Cricket: India vs Pakistan
In cricket this is by far the most intense rivalry in the sport. When they play they attract up to three hundred million television viewers. For each set of fans, defeat against their rival is unacceptable. The main reason for their intense rivalry is the very violent domestic relations between these two neighbouring countries. The first test happened in 1951-52 with Pakistan touring India, and India toured Pakistan for the first time in 1954-55. Then between 1962 and 1966 they didn’t play due to wars between the two countries. Now once more, due to the 1999 Kargil War and the Mumbai terrorist attacks in 2008, cricketing ties have once more been broken.
There have been neutral matches in countries such as Canada and the UAE owing to the amount of expats in these countries. Losses in these matches have seen extreme reactions and such a degree of violence and public disturbances. Even so cricket has been seen as a way to bridge the gap between these two warring nations.
The partition of India in 1947 led to the creation and independence of Pakistan. This was marred by a bloody conlict that left one million people dead. Around ten million people migrated to the nation of their choice. This violent legacy has led to fierce rivalries in hockey, football and especially in cricket. Ironically many of the players in the first post-independence teams had played together as team-mates in regional tournaments before independence.

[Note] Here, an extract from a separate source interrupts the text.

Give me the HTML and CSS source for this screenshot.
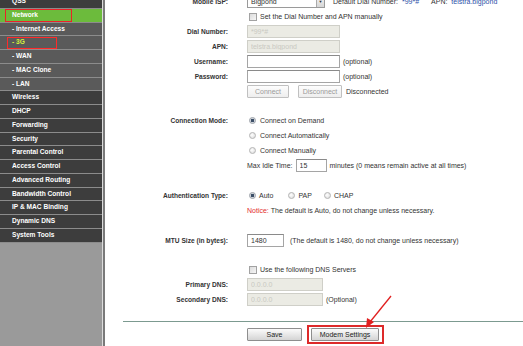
FILE: index.html
```html
<!DOCTYPE html>
<html lang="en">
<head>
  <meta charset="UTF-8">
  <title>3G Settings</title>
  <link rel="stylesheet" href="styles.css">
</head>
<body>

  <div class="layout">
    <div class="sidebar">
      <ul class="menu">
        <li>QSS</li>
        <li class="active"><span class="mark mark-net"></span>Network</li>
        <li class="sub">- Internet Access</li>
        <li class="sub current"><span class="mark mark-3g"></span>- 3G</li>
        <li class="sub">- WAN</li>
        <li class="sub">- MAC Clone</li>
        <li class="sub">- LAN</li>
        <li>Wireless</li>
        <li>DHCP</li>
        <li>Forwarding</li>
        <li>Security</li>
        <li>Parental Control</li>
        <li>Access Control</li>
        <li>Advanced Routing</li>
        <li>Bandwidth Control</li>
        <li>IP &amp; MAC Binding</li>
        <li>Dynamic DNS</li>
        <li>System Tools</li>
      </ul>
    </div>

    <div class="main">
      <div class="form">
        <div class="row">
          <label>Mobile ISP:</label>
          <div class="field">
            <div class="select"><span>Bigpond</span><i class="arrow">&#9660;</i></div>
            <span class="info">Default Dial Number: <b class="blue">*99*#</b></span>
            <span class="info info-apn">APN: <b class="blue">telstra.bigpond</b></span>
          </div>
        </div>
        <div class="row">
          <span></span>
          <div class="field"><span class="check"></span>Set the Dial Number and APN manually</div>
        </div>
        <div class="row">
          <label>Dial Number:</label>
          <div class="field"><input class="wide off" value="*99*#" disabled></div>
        </div>
        <div class="row">
          <label>APN:</label>
          <div class="field"><input class="wide off" value="telstra.bigpond" disabled></div>
        </div>
        <div class="row">
          <label>Username:</label>
          <div class="field"><input class="wide"> (optional)</div>
        </div>
        <div class="row">
          <label>Password:</label>
          <div class="field"><input class="wide" type="password"> (optional)</div>
        </div>
        <div class="row">
          <span></span>
          <div class="field">
            <button class="btn btn-connect" disabled>Connect</button>
            <button class="btn btn-disconnect" disabled>Disconnect</button>
            <span>Disconnected</span>
          </div>
        </div>

        <div class="row gap-mode">
          <label>Connection Mode:</label>
          <div class="field"><span class="radio on"></span>Connect on Demand</div>
        </div>
        <div class="row">
          <span></span>
          <div class="field"><span class="radio"></span>Connect Automatically</div>
        </div>
        <div class="row">
          <span></span>
          <div class="field"><span class="radio"></span>Connect Manually</div>
        </div>
        <div class="row">
          <span></span>
          <div class="field idle">Max Idle Time: <input class="short" value="15"> minutes (0 means remain active at all times)</div>
        </div>

        <div class="row gap-auth">
          <label>Authentication Type:</label>
          <div class="field">
            <span class="opt opt-auto"><span class="radio on"></span>Auto</span>
            <span class="opt opt-pap"><span class="radio"></span>PAP</span>
            <span class="opt"><span class="radio"></span>CHAP</span>
          </div>
        </div>
        <div class="row">
          <span></span>
          <div class="field notice"><span class="red">Notice:</span> The default is Auto, do not change unless necessary.</div>
        </div>

        <div class="row gap-mtu">
          <label>MTU Size (in bytes):</label>
          <div class="field"><input class="mtu" value="1480"><span class="hint">(The default is 1480, do not change unless necessary)</span></div>
        </div>

        <div class="row gap-dns">
          <span></span>
          <div class="field"><span class="check"></span>Use the following DNS Servers</div>
        </div>
        <div class="row">
          <label>Primary DNS:</label>
          <div class="field"><input class="dns off" value="0.0.0.0" disabled></div>
        </div>
        <div class="row">
          <label>Secondary DNS:</label>
          <div class="field"><input class="dns off" value="0.0.0.0" disabled> (Optional)</div>
        </div>
      </div>

      <div class="line"></div>

      <div class="row actions">
        <span></span>
        <div class="field">
          <button class="btn btn-save">Save</button>
          <span class="highlight"><button class="btn btn-modem">Modem Settings</button></span>
        </div>
      </div>
    </div>
  </div>

  <svg class="pointer" width="523" height="346" viewBox="0 0 523 346">
    <line x1="391" y1="296" x2="370" y2="322" stroke="#e02020" stroke-width="1.3"/>
    <polygon points="366,328 367,318 374,322" fill="#e02020"/>
  </svg>

</body>
</html>
```

FILE: styles.css
```css
body {
  margin: 0;
  font-family: "Liberation Sans", Arial, sans-serif;
  font-size: 7px;
  color: #333;
  background: #fff;
  overflow: hidden;
}

.layout {
  display: flex;
  height: 346px;
}

.sidebar {
  width: 102px;
  background: #9a9a9a;
  border-right: 1px solid #dcdcdc;
  flex-shrink: 0;
  overflow: hidden;
}

.menu {
  list-style: none;
  margin: -5px 0 0;
  padding: 0;
}

.menu li {
  position: relative;
  height: 12.75px;
  line-height: 12.75px;
  padding-left: 12px;
  background: #3d3d3d;
  border-bottom: 1px solid #8c8c8c;
  color: #fff;
  font-weight: bold;
  font-size: 6.6px;
  white-space: nowrap;
}

.menu li.sub {
  background: #5a5a5a;
}

.menu li.active {
  background: #6cbb3c;
}

.menu li.current {
  color: #d4f03a;
}

.mark {
  position: absolute;
  z-index: 1;
  box-sizing: border-box;
  border: 1px solid #ec2228;
}

.mark-net {
  left: 5px;
  top: 0;
  width: 67px;
  height: 13px;
}

.mark-3g {
  left: 7px;
  top: 1px;
  width: 50px;
  height: 12px;
  border: 1.5px solid #ff2a2a;
}

.main {
  flex: 1;
  border-left: 2px solid #7a7a7a;
}

.form {
  margin-top: -6px;
}

.row {
  display: grid;
  grid-template-columns: 123px 1fr;
  column-gap: 19px;
  height: 15px;
  align-items: center;
}

.row label {
  text-align: right;
  font-weight: bold;
  font-size: 6.6px;
  color: #333;
}

.field {
  display: flex;
  align-items: center;
  gap: 3px;
  white-space: nowrap;
}

.gap-mode { margin-top: 14px; }
.gap-auth { margin-top: 15px; }
.gap-mtu { margin-top: 15px; }
.gap-dns { margin-top: 14px; }

input {
  box-sizing: border-box;
  height: 13px;
  border: 1px solid #a5a5a5;
  border-top-color: #8a8a8a;
  font-family: inherit;
  font-size: 7px;
  color: #333;
  padding: 0 3px;
  margin: 0;
  background: #fff;
}

input.off {
  background: #ebebe4;
  border-color: #cfcfc8;
  color: #c9c9c2;
}

.wide { width: 93px; }
.short { width: 31px; margin: 0 1px; }
.mtu { width: 37px; }
.dns { width: 76px; }

.select {
  box-sizing: border-box;
  width: 78px;
  height: 13px;
  border: 1px solid #9a9a9a;
  display: flex;
  align-items: center;
  justify-content: space-between;
  padding-left: 3px;
  margin-top: -1px;
}

.select .arrow {
  font-style: normal;
  font-size: 4px;
  width: 7px;
  height: 11px;
  line-height: 11px;
  text-align: center;
  background: linear-gradient(#f4f4f4, #d6d6d6);
  border-left: 1px solid #aaa;
  color: #333;
}

.info {
  margin-left: 5px;
}

.info-apn {
  margin-left: 9px;
}

.blue {
  color: #2d4fa8;
  font-weight: normal;
  margin-left: 2px;
}

.check {
  box-sizing: border-box;
  width: 8px;
  height: 8px;
  border: 1px solid #a2a2a2;
  background: linear-gradient(135deg, #dcdcdc, #f6f6f6);
  margin: 0 0 0 2px;
}

.radio {
  box-sizing: border-box;
  width: 7px;
  height: 7px;
  border-radius: 50%;
  border: 1px solid #b4b4b4;
  background: radial-gradient(circle at 40% 40%, #fff, #d8d8d8);
  margin: 0 1px 0 2px;
}

.radio.on {
  background: radial-gradient(circle, #3a4d66 0, #3a4d66 1.4px, #cfd4da 2px, #e8e8e8 3px);
  border-color: #9aa0a8;
}

.opt {
  display: flex;
  align-items: center;
  gap: 2px;
}

.opt-auto { margin-right: 10px; }
.opt-pap { margin-right: 7px; }

.red {
  color: #e32b2b;
}

.notice {
  gap: 2px;
}

.idle {
  gap: 2px;
}

.hint {
  margin-left: 3px;
}

.btn {
  box-sizing: border-box;
  height: 13px;
  border: 1px solid #8e8e8e;
  border-radius: 1px;
  background: linear-gradient(#fbfbfb, #e6e6e6 55%, #d4d4d4);
  font-family: inherit;
  font-size: 7px;
  color: #222;
  padding: 0;
  margin: 0;
}

.btn:disabled {
  color: #9a9a9a;
  border-color: #c0c0c0;
  background: linear-gradient(#fdfdfd, #eeeeee);
}

.btn-connect { width: 42px; margin-right: 6px; }
.btn-disconnect { width: 44px; margin-right: 1px; }
.btn-save { width: 55px; margin-right: 2px; }
.btn-modem { width: 68px; }

.highlight {
  display: inline-flex;
  border: 2px solid #dd2a2a;
  padding: 1px 3px 1px 2px;
}

.line {
  margin: 14px 0 0 18px;
  border-top: 1px solid #7c9a90;
}

.actions {
  margin-top: 3px;
  height: 19px;
}

.pointer {
  position: absolute;
  left: 0;
  top: 0;
  pointer-events: none;
}
```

The rise of violence in Pakistan has led to the country not hosting international cricket since the Sri Lankan national team was attacked in 2009. Pakistan was stripped of its co-host status for the 2011 Cricket World Cup. It seems the rivalry will always be more about what happens off the field than on it, although hopefully cricket will be used in the future to bridge relations between the two countries.